» **Information provided**
•••
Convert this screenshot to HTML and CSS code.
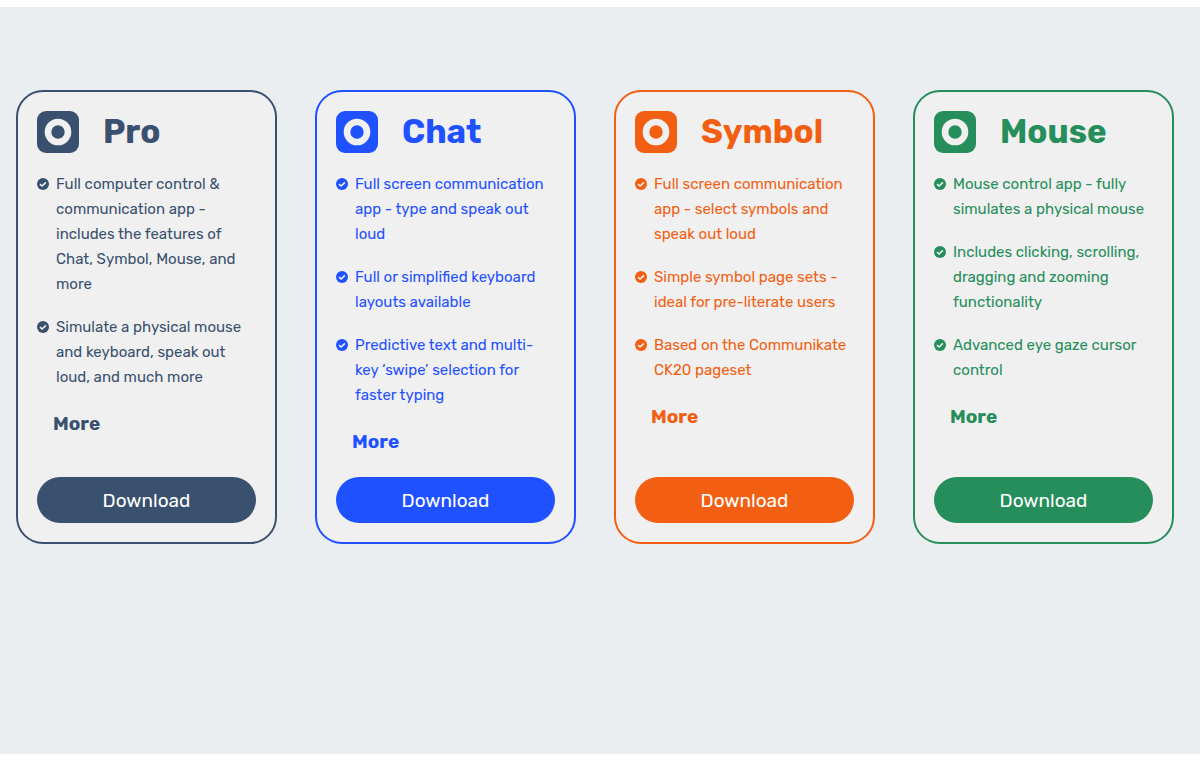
FILE: index.html
```html
<!DOCTYPE html>
<html lang="en">
<head>
<meta charset="utf-8">
<meta name="viewport" content="width=device-width, initial-scale=1">
<title>Downloads</title>
<link rel="stylesheet" href="styles.css">
</head>
<body>
<svg class="sprite" aria-hidden="true">
  <symbol id="logo" viewBox="0 0 42 42">
    <rect width="42" height="42" rx="9" fill="currentColor"/>
    <circle cx="21" cy="21" r="10" fill="none" stroke="#f0f0f0" stroke-width="6.6"/>
  </symbol>
  <symbol id="check" viewBox="0 0 12 12">
    <circle cx="6" cy="6" r="6" fill="currentColor"/>
    <path d="M3 6.2 5.1 8 8.9 4.4" fill="none" stroke="#f0f0f0" stroke-width="1.6"/>
  </symbol>
</svg>
<main class="plans">
  <article class="card pro">
    <header class="card-head"><svg class="logo"><use href="#logo"/></svg><h2>Pro</h2></header>
    <ul class="features">
      <li><svg class="check"><use href="#check"/></svg><span>Full computer control &amp; communication app - includes the features of Chat, Symbol, Mouse, and more</span></li>
      <li><svg class="check"><use href="#check"/></svg><span>Simulate a physical mouse and keyboard, speak out loud, and much more</span></li>
    </ul>
    <a class="more" href="#">More</a>
    <button class="download" type="button">Download</button>
  </article>
  <article class="card chat">
    <header class="card-head"><svg class="logo"><use href="#logo"/></svg><h2>Chat</h2></header>
    <ul class="features">
      <li><svg class="check"><use href="#check"/></svg><span>Full screen communication app - type and speak out loud</span></li>
      <li><svg class="check"><use href="#check"/></svg><span>Full or simplified keyboard layouts available</span></li>
      <li><svg class="check"><use href="#check"/></svg><span>Predictive text and multi-key ‘swipe’ selection for faster typing</span></li>
    </ul>
    <a class="more" href="#">More</a>
    <button class="download" type="button">Download</button>
  </article>
  <article class="card symbol">
    <header class="card-head"><svg class="logo"><use href="#logo"/></svg><h2>Symbol</h2></header>
    <ul class="features">
      <li><svg class="check"><use href="#check"/></svg><span>Full screen communication app - select symbols and speak out loud</span></li>
      <li><svg class="check"><use href="#check"/></svg><span>Simple symbol page sets - ideal for pre-literate users</span></li>
      <li><svg class="check"><use href="#check"/></svg><span>Based on the Communikate CK20 pageset</span></li>
    </ul>
    <a class="more" href="#">More</a>
    <button class="download" type="button">Download</button>
  </article>
  <article class="card mouse">
    <header class="card-head"><svg class="logo"><use href="#logo"/></svg><h2>Mouse</h2></header>
    <ul class="features">
      <li><svg class="check"><use href="#check"/></svg><span>Mouse control app - fully simulates a physical mouse</span></li>
      <li><svg class="check"><use href="#check"/></svg><span>Includes clicking, scrolling, dragging and zooming functionality</span></li>
      <li><svg class="check"><use href="#check"/></svg><span>Advanced eye gaze cursor control</span></li>
    </ul>
    <a class="more" href="#">More</a>
    <button class="download" type="button">Download</button>
  </article>
</main>
</body>
</html>
```
FILE: styles.css
```css
* { box-sizing: border-box; }
body {
  margin: 0;
  padding: 7px 0 6px;
  min-height: 100vh;
  display: flex;
  flex-direction: column;
  background: #fff;
  font-family: Rubik, Roboto, sans-serif;
  font-size: 15px;
  line-height: 25px;
}
.sprite { display: none; }
.plans {
  flex: 1;
  display: grid;
  grid-template-columns: repeat(4, minmax(0, 1fr));
  align-items: stretch;
  align-content: start;
  gap: 38px;
  padding: 83px 26px 38px 16px;
  background: #eaeef1;
}
.card {
  display: flex;
  flex-direction: column;
  padding: 19px;
  border: 2px solid;
  border-radius: 27px;
  background: #f0f0f0;
  color: var(--tone);
}
.pro { --tone: #3a506f; }
.chat { --tone: #1f51ff; }
.symbol { --tone: #f35f12; }
.mouse { --tone: #268e5b; }
.card-head {
  display: flex;
  align-items: center;
  gap: 24px;
}
.logo { width: 42px; height: 42px; }
h2 {
  margin: 0;
  font-size: 33px;
  line-height: 42px;
  font-weight: 700;
}
.features {
  display: grid;
  gap: 18px;
  margin: 19px 0 0;
  padding: 0;
  list-style: none;
}
.features li { display: flex; gap: 7px; }
.check {
  flex: none;
  width: 12px;
  height: 12px;
  margin-top: 6px;
}
.more {
  align-self: flex-start;
  margin: 22px 0 23px 16px;
  color: inherit;
  font-size: 19px;
  line-height: 24px;
  font-weight: 700;
  text-decoration: none;
}
.download {
  margin-top: auto;
  height: 46px;
  border: 0;
  border-radius: 23px;
  background: var(--tone);
  color: #fff;
  font-family: inherit;
  font-size: 19px;
  cursor: pointer;
}
@media (max-width: 900px) {
  .plans { grid-template-columns: repeat(2, minmax(0, 1fr)); }
}
```
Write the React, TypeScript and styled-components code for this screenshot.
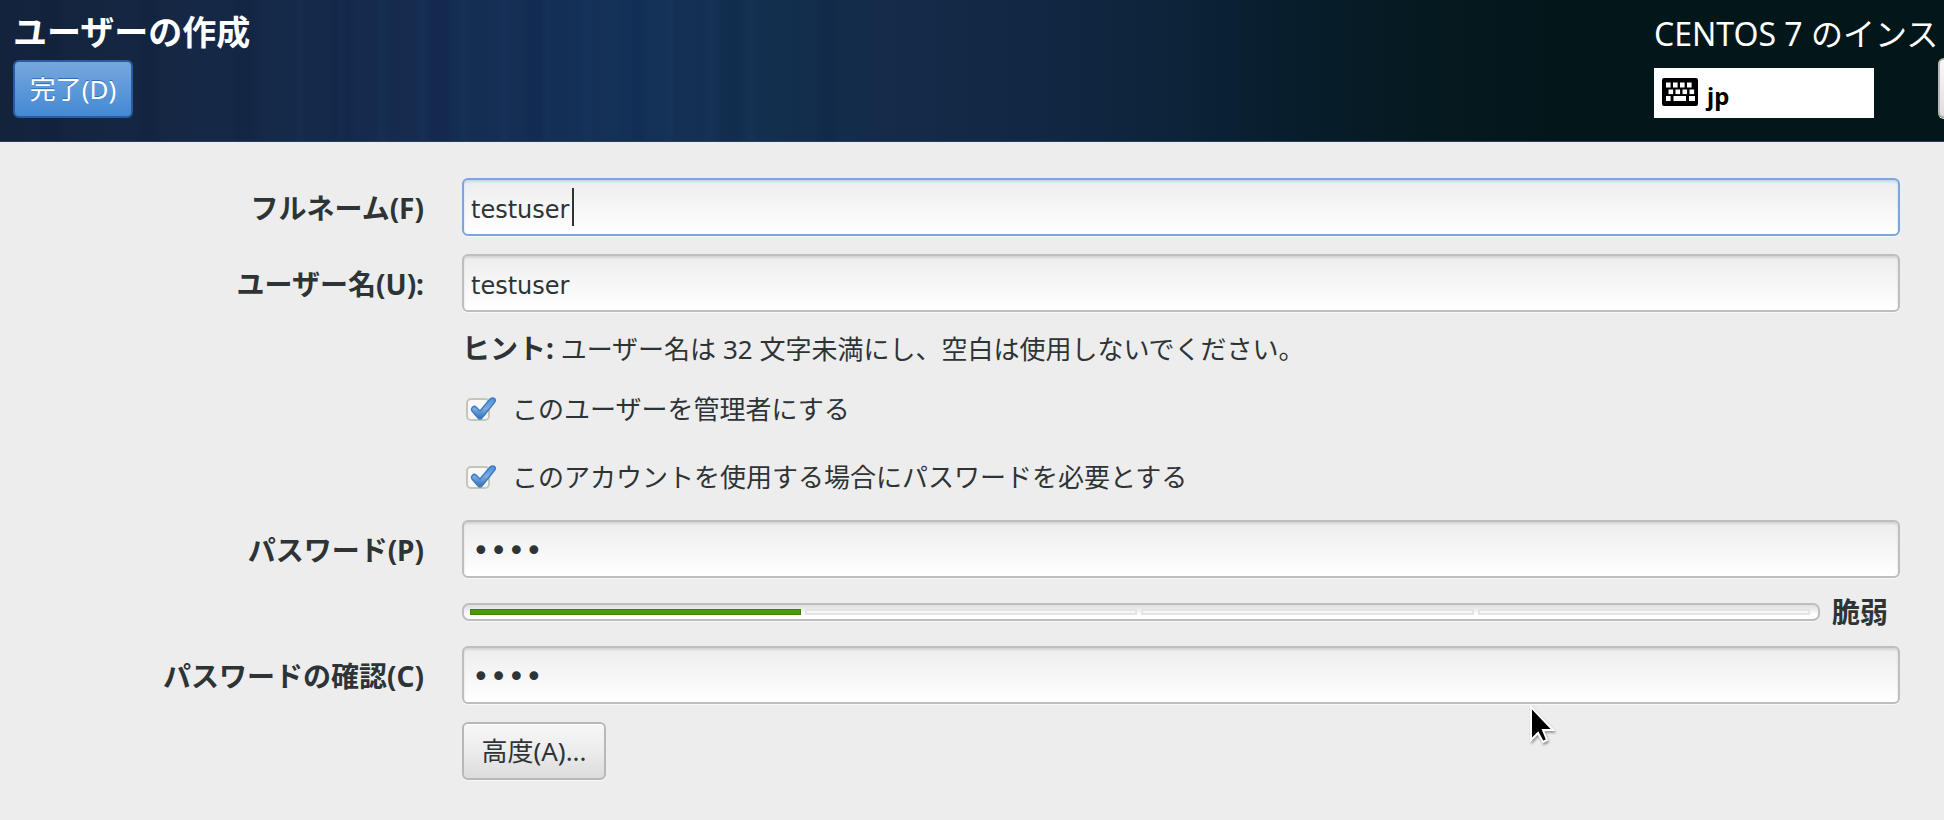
•••
» **The exercise**
Each line that contains the word "code" counts toward the total; give only that total.

» **Response below**
2